Bookmark and Share

Notice: On March 31, it was announced that Statalist is moving from an email list to a forum. The old list will shut down at the end of May, and its replacement, statalist.org is already up and running.


[Date Prev][Date Next][Thread Prev][Thread Next][Date Index][Thread Index]

Re: st: Model for Poisson-shaped distribution but with non-count data


From   "William Gould, StataCorp LP" <wgould@stata.com>
To   statalist@hsphsun2.harvard.edu
Subject   Re: st: Model for Poisson-shaped distribution but with non-count data
Date   Tue, 06 Dec 2011 11:34:13 -0600

David Hoaglin <dchoaglin@gmail.com>, in reference to the blog entry
"Use Poisson Rather Than Regress, Tell a Friend" at

    http://blog.stata.com/2011/08/22/use-poisson-rather-than-regress-tell-a-friend/

  wrote, 

> [..] I did not see any
> mention of the fact that the Poisson distribution is discrete.  In the
> limit (as the mean of the distribution becomes large), that matters
> less, but one would need to view the possible data values as discrete.
> 
> Some of the equations in the blog are not quite correct.  For example,
> since Poisson regression is a form of generalized linear model, the
> linear predictor is fitted to log(E(y)), rather than to log(y).  The
> random component of the GLM is a Poisson distribution.

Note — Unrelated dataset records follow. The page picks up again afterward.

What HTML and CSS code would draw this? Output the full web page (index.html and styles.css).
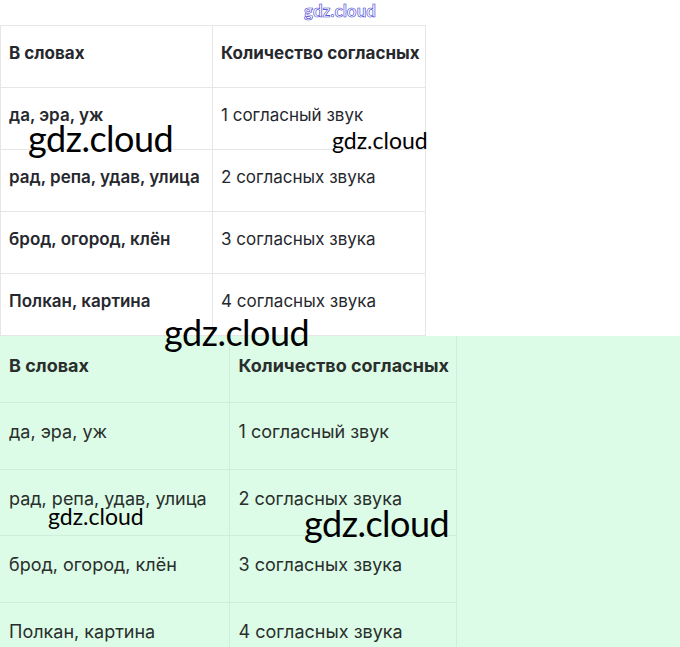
FILE: index.html
```html
<!DOCTYPE html>
<html lang="ru">
<head>
<meta charset="utf-8">
<link rel="stylesheet" href="styles.css">
</head>
<body>
<div class="page">
  <div class="top-mark">gdz.cloud</div>
  <table class="t1">
    <tr><th>В словах</th><th>Количество согласных</th></tr>
    <tr><td class="w">да, эра, уж</td><td>1 согласный звук</td></tr>
    <tr><td class="w">рад, репа, удав, улица</td><td>2 согласных звука</td></tr>
    <tr><td class="w">брод, огород, клён</td><td>3 согласных звука</td></tr>
    <tr><td class="w">Полкан, картина</td><td>4 согласных звука</td></tr>
  </table>
  <div class="green">
    <table class="t2">
      <tr><th>В словах</th><th>Количество согласных</th></tr>
      <tr><td>да, эра, уж</td><td>1 согласный звук</td></tr>
      <tr><td>рад, репа, удав, улица</td><td>2 согласных звука</td></tr>
      <tr><td>брод, огород, клён</td><td>3 согласных звука</td></tr>
      <tr><td>Полкан, картина</td><td>4 согласных звука</td></tr>
    </table>
  </div>
  <span class="wm wm1">gdz.cloud</span>
  <span class="wm wm2">gdz.cloud</span>
  <span class="wm wm3">gdz.cloud</span>
  <span class="wm wm4">gdz.cloud</span>
  <span class="wm wm5">gdz.cloud</span>
</div>
</body>
</html>
```

FILE: styles.css
```css
html, body {
  margin: 0;
  padding: 0;
  background: #ffffff;
}
.page {
  position: relative;
  width: 680px;
  height: 647px;
  overflow: hidden;
  font-family: Inter, "Noto Sans", sans-serif;
}
.top-mark {
  height: 25px;
  display: flex;
  justify-content: center;
  align-items: flex-start;
  font-family: Lato, sans-serif;
  font-weight: 700;
  font-size: 17px;
  line-height: 22px;
  color: #ffffff;
  -webkit-text-stroke: 0.6px #3535d0;
}
table {
  border-collapse: collapse;
  table-layout: fixed;
}
.t1 {
  width: 426px;
  height: 311px;
  color: #26282e;
  font-size: 17px;
}
.t1 th, .t1 td {
  border: 1px solid #e6e6e6;
  text-align: left;
  vertical-align: middle;
  padding: 0 8px 8px;
  height: 62px;
  box-sizing: border-box;
  white-space: nowrap;
}
.t1 th:first-child, .t1 td:first-child { width: 212px; }
.t1 th { font-weight: 700; }
.t1 td { font-weight: 400; }
.t1 td.w { font-weight: 600; }
.green {
  background: #dcfce7;
  height: 311px;
}
.t2 {
  width: 457px;
  color: #2a2e2c;
  font-size: 18px;
}
.t2 th, .t2 td {
  border: 1px solid #cdeed8;
  border-top: none;
  border-left: none;
  text-align: left;
  vertical-align: middle;
  padding: 0 9px 8px;
  height: 66.5px;
  box-sizing: border-box;
  white-space: nowrap;
}
.t2 th:first-child, .t2 td:first-child { width: 229px; }
.t2 th { font-weight: 700; }
.t2 td { font-weight: 400; }
.wm {
  position: absolute;
  font-family: Lato, sans-serif;
  color: #000;
  line-height: 1;
  white-space: nowrap;
}
.wm1 { left: 28px; top: 120px; font-size: 36px; letter-spacing: -0.5px; }
.wm2 { left: 332px; top: 129px; font-size: 23px; }
.wm3 { left: 164px; top: 314px; font-size: 36px; letter-spacing: -0.5px; }
.wm4 { left: 48px; top: 505px; font-size: 23px; }
.wm5 { left: 304px; top: 505px; font-size: 36px; letter-spacing: -0.5px; }
```
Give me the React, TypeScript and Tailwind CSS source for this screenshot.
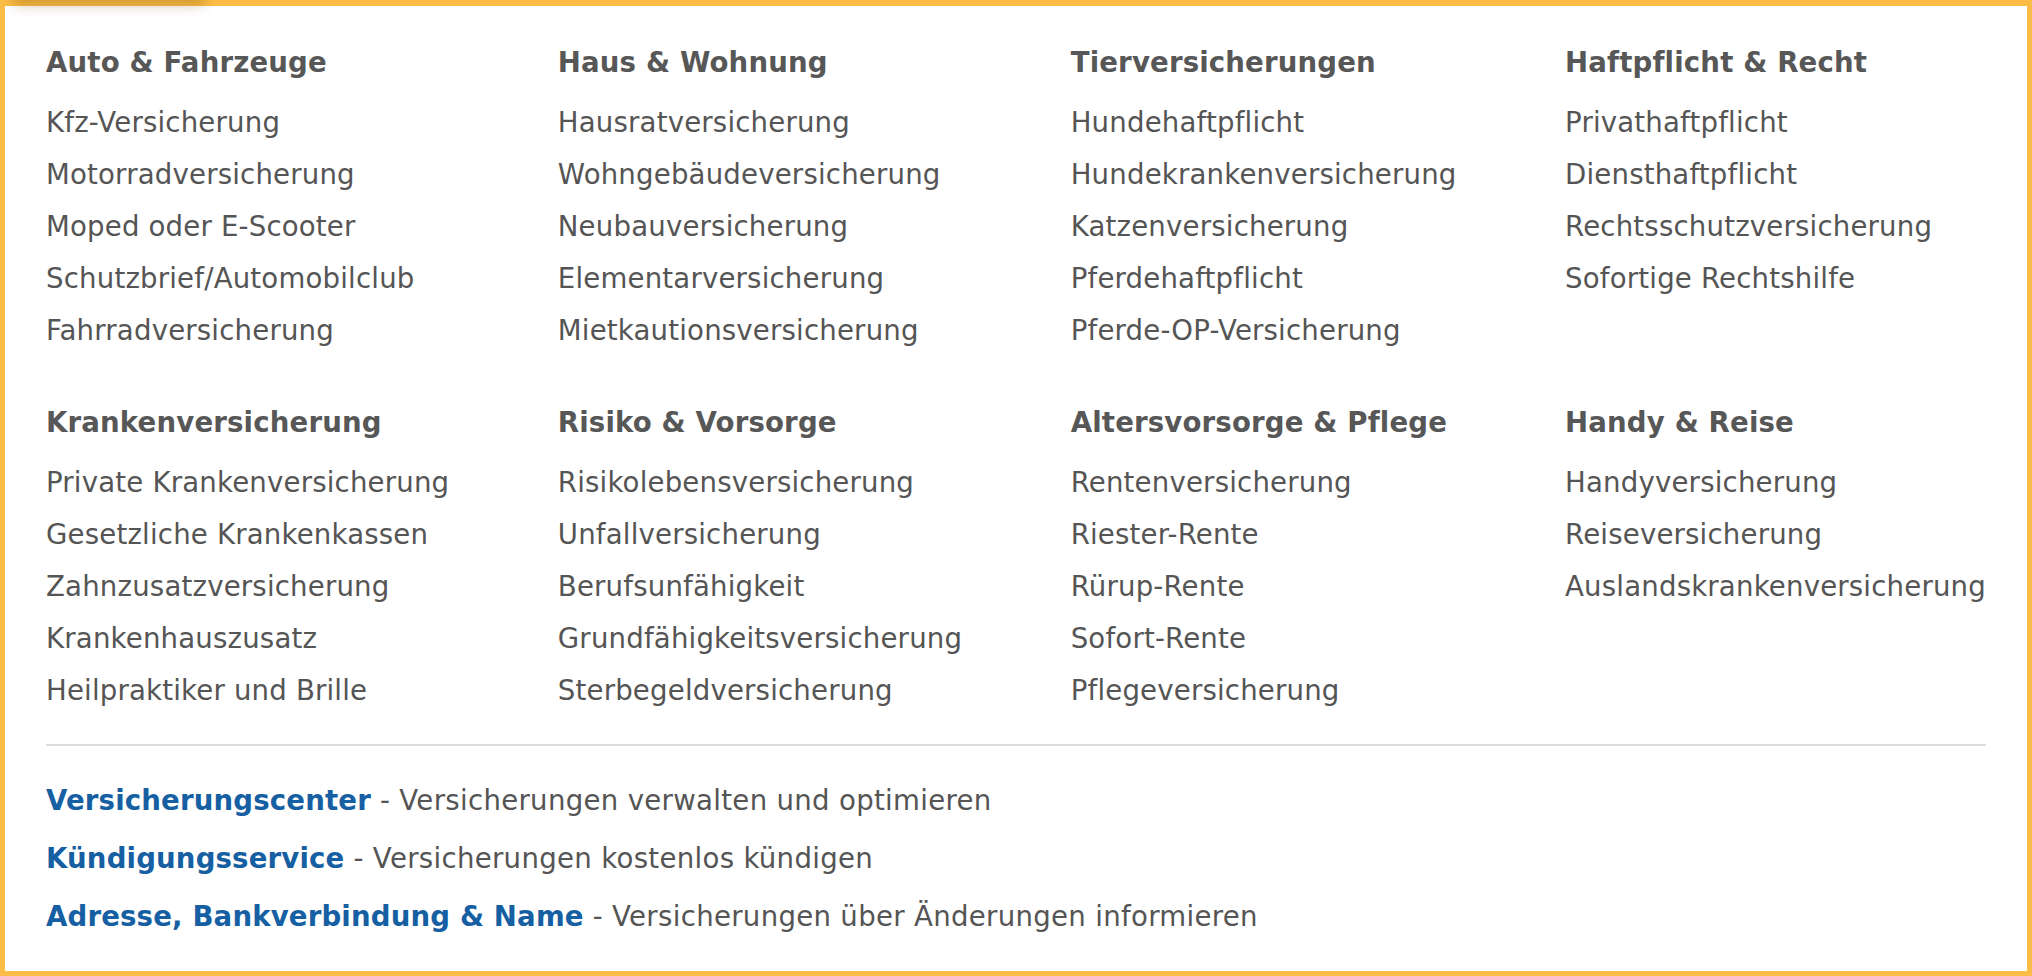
import React from "react";

type Group = { title: string; items: string[] };

const groups: Group[] = [
  {
    title: "Auto & Fahrzeuge",
    items: [
      "Kfz-Versicherung",
      "Motorradversicherung",
      "Moped oder E-Scooter",
      "Schutzbrief/Automobilclub",
      "Fahrradversicherung",
    ],
  },
  {
    title: "Haus & Wohnung",
    items: [
      "Hausratversicherung",
      "Wohngebäudeversicherung",
      "Neubauversicherung",
      "Elementarversicherung",
      "Mietkautionsversicherung",
    ],
  },
  {
    title: "Tierversicherungen",
    items: [
      "Hundehaftpflicht",
      "Hundekrankenversicherung",
      "Katzenversicherung",
      "Pferdehaftpflicht",
      "Pferde-OP-Versicherung",
    ],
  },
  {
    title: "Haftpflicht & Recht",
    items: [
      "Privathaftpflicht",
      "Diensthaftpflicht",
      "Rechtsschutzversicherung",
      "Sofortige Rechtshilfe",
    ],
  },
  {
    title: "Krankenversicherung",
    items: [
      "Private Krankenversicherung",
      "Gesetzliche Krankenkassen",
      "Zahnzusatzversicherung",
      "Krankenhauszusatz",
      "Heilpraktiker und Brille",
    ],
  },
  {
    title: "Risiko & Vorsorge",
    items: [
      "Risikolebensversicherung",
      "Unfallversicherung",
      "Berufsunfähigkeit",
      "Grundfähigkeitsversicherung",
      "Sterbegeldversicherung",
    ],
  },
  {
    title: "Altersvorsorge & Pflege",
    items: [
      "Rentenversicherung",
      "Riester-Rente",
      "Rürup-Rente",
      "Sofort-Rente",
      "Pflegeversicherung",
    ],
  },
  {
    title: "Handy & Reise",
    items: [
      "Handyversicherung",
      "Reiseversicherung",
      "Auslandskrankenversicherung",
    ],
  },
];

const links = [
  { label: "Versicherungscenter", text: "Versicherungen verwalten und optimieren" },
  { label: "Kündigungsservice", text: "Versicherungen kostenlos kündigen" },
  { label: "Adresse, Bankverbindung & Name", text: "Versicherungen über Änderungen informieren" },
];

export default function App() {
  return (
    <div className="w-[2032px] h-[976px] overflow-hidden bg-white">
      <div className="relative h-[976px] box-border border-solid border-[#fbbd46] border-x-[5px] border-b-[5px] border-t-[6px] bg-white px-[41px] pt-[31px] font-['DejaVu_Sans',Verdana,sans-serif] text-[27.6px] text-[#555555]">
        <div className="pointer-events-none absolute left-[6px] top-[-26px] h-[20px] w-[196px] rounded-full shadow-[0_6px_12px_rgba(120,70,0,0.28)]" />
        <div className="grid grid-cols-[repeat(4,max-content)] justify-between gap-y-[40.6px]">
          {groups.map((g) => (
            <div key={g.title}>
              <h3 className="mb-[8.6px] font-bold leading-[51.8px] tracking-[0.15px] text-[#575757]">{g.title}</h3>
              <ul>
                {g.items.map((it) => (
                  <li key={it} className="leading-[51.8px] tracking-[0.18px] whitespace-nowrap">
                    {it}
                  </li>
                ))}
              </ul>
            </div>
          ))}
        </div>
        <div className="mt-[28px] h-[2px] bg-[#dddddd]" />
        <div className="mt-[26px]">
          {links.map((l) => (
            <div key={l.label} className="leading-[58px] whitespace-nowrap">
              <span className="font-bold tracking-[0.15px] text-[#165fa2]">{l.label}</span>
              <span className="tracking-[0.3px]"> - {l.text}</span>
            </div>
          ))}
        </div>
      </div>
    </div>
  );
}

I'm concerned that someone might interpret what David wrote to mean 

    1.  There may be practical problems using -poisson- to run 
        log-linear regressions, depending on whether the LHS variable 
        contains noninteger values.

    2.  There may be theoretical problems using -poisson- to run 
        log-linear regressions.

Neither would be true.  My short-and-quick response is, 

    1.  -poisson- can handle non-discrete (non-integer) data values.
        Left-hand-side values do not have to be large to ammelorate any 
        problem.  

    2.  The formulas in the blog are as intended and are correct. 

Let me explain.


Concerning #1, -poisson- does not round values when run on noninteger
data.  Instead, it gives the warning message "you are responsible for
interpreation of noncount dep. variable."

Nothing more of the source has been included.